**What the task asks:** Filter the entries, keeping every line with the word "styles".
#####
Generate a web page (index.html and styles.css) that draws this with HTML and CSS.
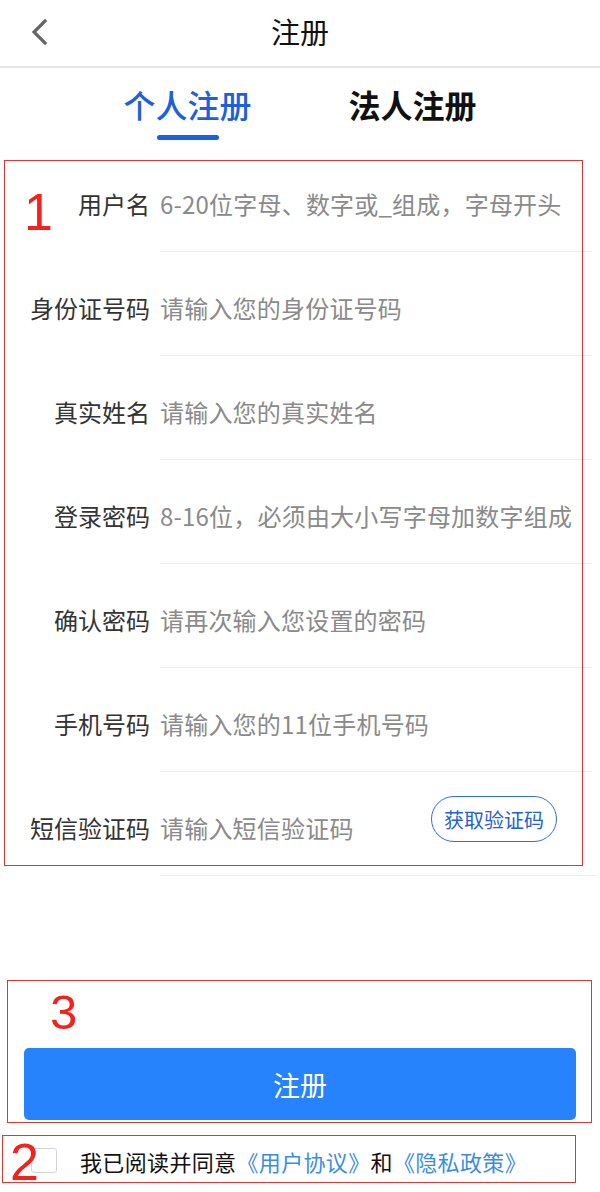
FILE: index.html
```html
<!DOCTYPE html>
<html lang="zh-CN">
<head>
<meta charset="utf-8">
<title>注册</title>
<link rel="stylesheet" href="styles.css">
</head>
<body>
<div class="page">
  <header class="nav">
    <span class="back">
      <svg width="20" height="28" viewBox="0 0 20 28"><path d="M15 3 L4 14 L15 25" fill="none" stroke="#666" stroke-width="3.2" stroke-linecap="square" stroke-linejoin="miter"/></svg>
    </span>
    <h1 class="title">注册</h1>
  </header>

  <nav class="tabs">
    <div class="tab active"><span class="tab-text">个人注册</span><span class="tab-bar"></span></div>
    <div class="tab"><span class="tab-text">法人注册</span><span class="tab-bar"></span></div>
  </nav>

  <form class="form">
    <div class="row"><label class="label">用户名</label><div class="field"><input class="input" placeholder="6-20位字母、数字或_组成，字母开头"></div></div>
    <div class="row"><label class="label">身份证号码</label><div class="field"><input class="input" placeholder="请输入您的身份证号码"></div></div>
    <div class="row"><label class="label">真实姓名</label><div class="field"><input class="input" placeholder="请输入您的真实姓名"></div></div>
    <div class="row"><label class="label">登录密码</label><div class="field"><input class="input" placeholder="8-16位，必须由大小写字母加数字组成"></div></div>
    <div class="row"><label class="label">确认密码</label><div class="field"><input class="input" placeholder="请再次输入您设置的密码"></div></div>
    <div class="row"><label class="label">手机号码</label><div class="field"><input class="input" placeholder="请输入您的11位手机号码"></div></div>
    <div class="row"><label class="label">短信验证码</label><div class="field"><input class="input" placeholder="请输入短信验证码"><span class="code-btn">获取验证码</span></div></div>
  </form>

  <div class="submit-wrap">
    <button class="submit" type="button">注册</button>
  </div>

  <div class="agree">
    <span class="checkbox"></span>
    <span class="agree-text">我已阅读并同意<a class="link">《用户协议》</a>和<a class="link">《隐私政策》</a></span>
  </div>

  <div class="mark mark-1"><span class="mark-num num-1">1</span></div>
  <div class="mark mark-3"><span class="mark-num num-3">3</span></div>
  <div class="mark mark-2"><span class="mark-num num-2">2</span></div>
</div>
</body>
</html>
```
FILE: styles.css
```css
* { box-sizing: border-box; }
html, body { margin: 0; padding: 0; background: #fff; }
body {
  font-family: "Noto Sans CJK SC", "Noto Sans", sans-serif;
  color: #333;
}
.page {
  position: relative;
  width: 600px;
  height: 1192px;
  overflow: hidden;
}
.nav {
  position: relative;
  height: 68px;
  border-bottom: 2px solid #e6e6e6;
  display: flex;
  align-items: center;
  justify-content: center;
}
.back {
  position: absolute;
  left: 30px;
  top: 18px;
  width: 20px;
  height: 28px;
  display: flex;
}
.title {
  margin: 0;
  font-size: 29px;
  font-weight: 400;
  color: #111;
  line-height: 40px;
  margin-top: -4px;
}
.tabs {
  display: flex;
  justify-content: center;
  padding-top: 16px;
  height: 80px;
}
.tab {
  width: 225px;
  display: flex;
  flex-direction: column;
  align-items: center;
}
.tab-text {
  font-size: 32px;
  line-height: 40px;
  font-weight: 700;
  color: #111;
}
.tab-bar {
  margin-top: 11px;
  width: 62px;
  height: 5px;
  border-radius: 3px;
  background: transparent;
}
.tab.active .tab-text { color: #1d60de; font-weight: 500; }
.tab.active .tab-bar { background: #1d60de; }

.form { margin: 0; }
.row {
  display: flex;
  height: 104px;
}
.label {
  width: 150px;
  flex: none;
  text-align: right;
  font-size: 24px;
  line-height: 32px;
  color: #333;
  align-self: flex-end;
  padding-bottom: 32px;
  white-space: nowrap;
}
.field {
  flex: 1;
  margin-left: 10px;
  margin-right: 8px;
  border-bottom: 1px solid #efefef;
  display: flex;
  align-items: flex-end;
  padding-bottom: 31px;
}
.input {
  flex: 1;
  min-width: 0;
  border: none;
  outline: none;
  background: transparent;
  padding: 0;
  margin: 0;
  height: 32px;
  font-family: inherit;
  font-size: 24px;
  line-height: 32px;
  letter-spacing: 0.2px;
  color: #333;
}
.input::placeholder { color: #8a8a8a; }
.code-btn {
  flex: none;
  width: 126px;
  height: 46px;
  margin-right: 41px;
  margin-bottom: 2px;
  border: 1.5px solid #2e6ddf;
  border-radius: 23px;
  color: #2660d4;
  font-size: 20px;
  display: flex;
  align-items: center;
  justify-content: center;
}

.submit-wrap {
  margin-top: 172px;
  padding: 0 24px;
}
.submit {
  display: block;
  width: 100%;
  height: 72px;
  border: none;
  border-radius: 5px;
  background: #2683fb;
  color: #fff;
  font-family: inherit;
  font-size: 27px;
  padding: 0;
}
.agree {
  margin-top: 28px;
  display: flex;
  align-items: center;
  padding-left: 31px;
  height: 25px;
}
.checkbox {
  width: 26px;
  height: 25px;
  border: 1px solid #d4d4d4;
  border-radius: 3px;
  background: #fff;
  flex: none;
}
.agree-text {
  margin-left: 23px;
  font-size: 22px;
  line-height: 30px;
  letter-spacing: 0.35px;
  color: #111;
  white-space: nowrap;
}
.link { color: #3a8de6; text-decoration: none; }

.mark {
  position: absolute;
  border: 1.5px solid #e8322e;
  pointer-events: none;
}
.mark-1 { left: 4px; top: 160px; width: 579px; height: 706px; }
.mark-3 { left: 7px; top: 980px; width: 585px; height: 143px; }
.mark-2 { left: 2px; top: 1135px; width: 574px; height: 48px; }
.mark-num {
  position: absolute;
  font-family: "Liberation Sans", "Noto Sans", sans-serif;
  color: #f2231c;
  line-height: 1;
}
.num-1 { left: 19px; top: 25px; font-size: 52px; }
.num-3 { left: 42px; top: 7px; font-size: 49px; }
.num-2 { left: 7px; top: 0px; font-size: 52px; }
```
#####
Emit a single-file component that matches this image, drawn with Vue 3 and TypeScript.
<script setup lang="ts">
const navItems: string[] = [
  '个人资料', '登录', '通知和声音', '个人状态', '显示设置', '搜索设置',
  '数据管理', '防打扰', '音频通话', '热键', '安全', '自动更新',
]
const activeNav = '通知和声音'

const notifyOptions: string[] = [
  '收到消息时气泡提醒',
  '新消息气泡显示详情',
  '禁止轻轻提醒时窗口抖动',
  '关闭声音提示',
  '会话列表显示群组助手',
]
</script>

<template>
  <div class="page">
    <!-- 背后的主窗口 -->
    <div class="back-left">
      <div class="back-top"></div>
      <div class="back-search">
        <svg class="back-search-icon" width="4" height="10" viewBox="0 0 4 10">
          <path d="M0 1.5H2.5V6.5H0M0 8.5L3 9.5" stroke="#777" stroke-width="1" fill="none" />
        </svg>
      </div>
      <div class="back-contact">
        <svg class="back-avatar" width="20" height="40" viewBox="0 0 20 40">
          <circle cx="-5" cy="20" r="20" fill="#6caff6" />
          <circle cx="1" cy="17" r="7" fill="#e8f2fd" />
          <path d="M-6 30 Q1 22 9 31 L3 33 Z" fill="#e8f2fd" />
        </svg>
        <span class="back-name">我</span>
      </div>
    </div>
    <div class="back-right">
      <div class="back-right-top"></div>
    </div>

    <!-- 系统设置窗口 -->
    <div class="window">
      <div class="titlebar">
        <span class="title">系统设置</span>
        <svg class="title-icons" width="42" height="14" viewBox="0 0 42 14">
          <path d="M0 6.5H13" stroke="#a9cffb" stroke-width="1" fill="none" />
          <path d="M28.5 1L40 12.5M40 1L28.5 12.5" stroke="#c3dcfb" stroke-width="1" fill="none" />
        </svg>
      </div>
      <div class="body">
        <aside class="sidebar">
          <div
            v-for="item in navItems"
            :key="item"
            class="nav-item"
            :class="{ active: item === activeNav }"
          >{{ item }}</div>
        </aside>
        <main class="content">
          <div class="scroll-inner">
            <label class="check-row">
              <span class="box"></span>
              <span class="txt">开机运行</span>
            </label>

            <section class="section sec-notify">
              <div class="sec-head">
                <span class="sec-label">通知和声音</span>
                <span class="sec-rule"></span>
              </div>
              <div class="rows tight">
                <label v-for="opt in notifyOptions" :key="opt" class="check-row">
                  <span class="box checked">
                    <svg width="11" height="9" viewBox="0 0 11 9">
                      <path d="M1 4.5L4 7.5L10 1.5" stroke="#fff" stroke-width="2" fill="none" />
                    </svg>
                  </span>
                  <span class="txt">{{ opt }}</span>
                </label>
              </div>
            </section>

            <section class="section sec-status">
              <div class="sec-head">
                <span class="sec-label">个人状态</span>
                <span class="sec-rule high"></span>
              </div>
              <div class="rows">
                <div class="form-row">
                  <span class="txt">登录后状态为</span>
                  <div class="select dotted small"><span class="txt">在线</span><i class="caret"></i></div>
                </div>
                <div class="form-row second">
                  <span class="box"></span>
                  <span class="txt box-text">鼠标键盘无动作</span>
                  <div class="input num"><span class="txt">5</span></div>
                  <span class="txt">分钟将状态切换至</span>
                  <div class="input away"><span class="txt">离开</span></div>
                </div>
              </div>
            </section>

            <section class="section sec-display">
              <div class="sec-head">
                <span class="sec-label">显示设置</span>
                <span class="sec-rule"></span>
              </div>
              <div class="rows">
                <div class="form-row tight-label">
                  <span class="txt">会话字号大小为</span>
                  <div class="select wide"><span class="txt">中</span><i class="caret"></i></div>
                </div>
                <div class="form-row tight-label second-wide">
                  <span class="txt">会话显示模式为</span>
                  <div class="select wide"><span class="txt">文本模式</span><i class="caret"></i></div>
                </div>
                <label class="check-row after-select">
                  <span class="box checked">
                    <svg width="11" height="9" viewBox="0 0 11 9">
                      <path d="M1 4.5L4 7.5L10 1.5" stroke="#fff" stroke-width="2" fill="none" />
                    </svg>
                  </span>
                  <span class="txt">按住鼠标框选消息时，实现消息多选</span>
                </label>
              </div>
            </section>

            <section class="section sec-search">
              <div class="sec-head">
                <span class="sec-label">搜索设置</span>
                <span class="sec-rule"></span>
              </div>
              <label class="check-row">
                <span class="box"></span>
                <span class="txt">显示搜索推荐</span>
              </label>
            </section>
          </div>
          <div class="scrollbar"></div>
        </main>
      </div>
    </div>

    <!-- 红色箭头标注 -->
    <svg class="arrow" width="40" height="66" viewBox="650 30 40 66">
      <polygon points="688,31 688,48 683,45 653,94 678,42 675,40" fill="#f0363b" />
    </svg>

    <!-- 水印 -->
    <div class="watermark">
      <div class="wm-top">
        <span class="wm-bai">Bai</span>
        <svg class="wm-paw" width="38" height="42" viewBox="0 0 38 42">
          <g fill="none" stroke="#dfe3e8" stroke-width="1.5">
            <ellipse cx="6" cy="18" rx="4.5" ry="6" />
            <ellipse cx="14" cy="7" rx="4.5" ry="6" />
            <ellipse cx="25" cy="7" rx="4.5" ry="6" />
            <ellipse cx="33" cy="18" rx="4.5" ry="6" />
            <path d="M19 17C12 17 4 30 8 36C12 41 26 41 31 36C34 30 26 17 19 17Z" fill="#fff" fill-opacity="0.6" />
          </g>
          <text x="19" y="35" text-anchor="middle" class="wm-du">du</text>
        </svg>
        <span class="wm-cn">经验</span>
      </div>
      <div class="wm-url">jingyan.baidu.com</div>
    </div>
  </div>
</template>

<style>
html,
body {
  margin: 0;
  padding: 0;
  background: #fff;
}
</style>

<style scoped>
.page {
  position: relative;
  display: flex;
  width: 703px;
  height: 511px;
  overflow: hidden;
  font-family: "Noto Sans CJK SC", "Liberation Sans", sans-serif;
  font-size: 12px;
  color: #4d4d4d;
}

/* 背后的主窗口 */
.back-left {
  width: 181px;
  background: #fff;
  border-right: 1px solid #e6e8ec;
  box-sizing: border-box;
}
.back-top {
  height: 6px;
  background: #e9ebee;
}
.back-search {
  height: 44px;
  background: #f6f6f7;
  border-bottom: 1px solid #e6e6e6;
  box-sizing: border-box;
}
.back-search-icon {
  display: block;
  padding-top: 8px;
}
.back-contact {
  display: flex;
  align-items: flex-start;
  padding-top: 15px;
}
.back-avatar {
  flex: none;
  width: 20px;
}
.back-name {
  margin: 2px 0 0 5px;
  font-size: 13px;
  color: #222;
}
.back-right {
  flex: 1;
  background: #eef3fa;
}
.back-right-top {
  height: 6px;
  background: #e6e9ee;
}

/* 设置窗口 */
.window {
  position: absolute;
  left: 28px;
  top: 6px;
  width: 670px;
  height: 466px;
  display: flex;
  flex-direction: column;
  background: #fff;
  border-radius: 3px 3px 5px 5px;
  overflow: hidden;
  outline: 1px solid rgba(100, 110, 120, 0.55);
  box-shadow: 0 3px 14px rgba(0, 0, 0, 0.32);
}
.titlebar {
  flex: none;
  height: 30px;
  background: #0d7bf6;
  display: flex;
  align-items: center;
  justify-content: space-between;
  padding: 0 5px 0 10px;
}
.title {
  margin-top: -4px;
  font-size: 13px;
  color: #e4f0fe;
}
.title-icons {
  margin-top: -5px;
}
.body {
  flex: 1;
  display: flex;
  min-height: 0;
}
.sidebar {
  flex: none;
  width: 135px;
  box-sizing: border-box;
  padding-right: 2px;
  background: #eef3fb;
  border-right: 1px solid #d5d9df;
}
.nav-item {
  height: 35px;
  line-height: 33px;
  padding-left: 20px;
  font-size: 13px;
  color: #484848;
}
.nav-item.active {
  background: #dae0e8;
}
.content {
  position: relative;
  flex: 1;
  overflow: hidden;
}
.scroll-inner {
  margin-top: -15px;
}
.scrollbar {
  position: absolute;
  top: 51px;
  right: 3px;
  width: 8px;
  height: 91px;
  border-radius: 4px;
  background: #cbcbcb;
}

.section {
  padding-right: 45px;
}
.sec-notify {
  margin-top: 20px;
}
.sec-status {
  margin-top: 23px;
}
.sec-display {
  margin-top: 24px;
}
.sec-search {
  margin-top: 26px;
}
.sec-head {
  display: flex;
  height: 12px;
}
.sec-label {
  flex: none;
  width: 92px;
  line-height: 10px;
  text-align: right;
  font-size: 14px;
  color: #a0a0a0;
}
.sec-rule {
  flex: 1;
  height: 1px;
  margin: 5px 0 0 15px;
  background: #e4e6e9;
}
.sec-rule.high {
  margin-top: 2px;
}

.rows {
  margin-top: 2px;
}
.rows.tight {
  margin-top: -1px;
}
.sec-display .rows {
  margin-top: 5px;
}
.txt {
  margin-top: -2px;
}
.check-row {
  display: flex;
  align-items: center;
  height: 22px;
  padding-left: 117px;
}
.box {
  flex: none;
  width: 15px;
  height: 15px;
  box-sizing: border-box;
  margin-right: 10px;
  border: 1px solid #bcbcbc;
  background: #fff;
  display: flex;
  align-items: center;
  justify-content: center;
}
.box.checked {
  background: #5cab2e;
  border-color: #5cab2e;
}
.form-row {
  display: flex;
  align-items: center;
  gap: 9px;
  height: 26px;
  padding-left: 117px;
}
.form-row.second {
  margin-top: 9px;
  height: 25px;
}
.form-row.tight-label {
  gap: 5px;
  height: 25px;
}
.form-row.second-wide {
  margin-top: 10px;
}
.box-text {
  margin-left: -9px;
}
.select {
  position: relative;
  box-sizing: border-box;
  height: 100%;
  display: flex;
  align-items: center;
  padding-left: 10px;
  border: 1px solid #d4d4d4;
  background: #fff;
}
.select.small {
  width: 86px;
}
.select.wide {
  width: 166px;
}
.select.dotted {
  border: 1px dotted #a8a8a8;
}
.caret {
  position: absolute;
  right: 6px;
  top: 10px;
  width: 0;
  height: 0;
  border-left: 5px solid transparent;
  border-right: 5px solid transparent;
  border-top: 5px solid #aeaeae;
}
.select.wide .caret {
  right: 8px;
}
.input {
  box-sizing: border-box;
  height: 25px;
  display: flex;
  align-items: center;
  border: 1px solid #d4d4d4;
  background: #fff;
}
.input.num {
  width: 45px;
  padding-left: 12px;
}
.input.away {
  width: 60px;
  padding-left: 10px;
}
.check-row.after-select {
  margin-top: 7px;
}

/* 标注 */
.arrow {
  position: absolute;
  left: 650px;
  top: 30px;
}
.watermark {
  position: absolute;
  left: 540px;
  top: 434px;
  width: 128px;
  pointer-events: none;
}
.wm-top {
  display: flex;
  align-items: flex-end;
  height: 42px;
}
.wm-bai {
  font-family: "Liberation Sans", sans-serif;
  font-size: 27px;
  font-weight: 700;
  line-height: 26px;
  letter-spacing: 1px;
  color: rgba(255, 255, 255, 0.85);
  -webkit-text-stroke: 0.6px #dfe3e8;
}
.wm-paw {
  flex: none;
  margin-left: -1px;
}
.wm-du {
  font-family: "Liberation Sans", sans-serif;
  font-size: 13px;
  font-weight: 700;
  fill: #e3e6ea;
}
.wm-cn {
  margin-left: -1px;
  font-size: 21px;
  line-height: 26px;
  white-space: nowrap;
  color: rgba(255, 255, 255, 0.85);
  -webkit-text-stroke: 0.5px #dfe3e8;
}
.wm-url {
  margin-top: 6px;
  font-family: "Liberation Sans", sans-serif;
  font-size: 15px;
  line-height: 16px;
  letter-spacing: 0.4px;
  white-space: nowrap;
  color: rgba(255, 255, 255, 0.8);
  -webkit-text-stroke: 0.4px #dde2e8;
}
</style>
#####
**Completed exercise:**
Generate a web page (index.html and styles.css) that draws this with HTML and CSS.
<link rel="stylesheet" href="styles.css">
FILE: styles.css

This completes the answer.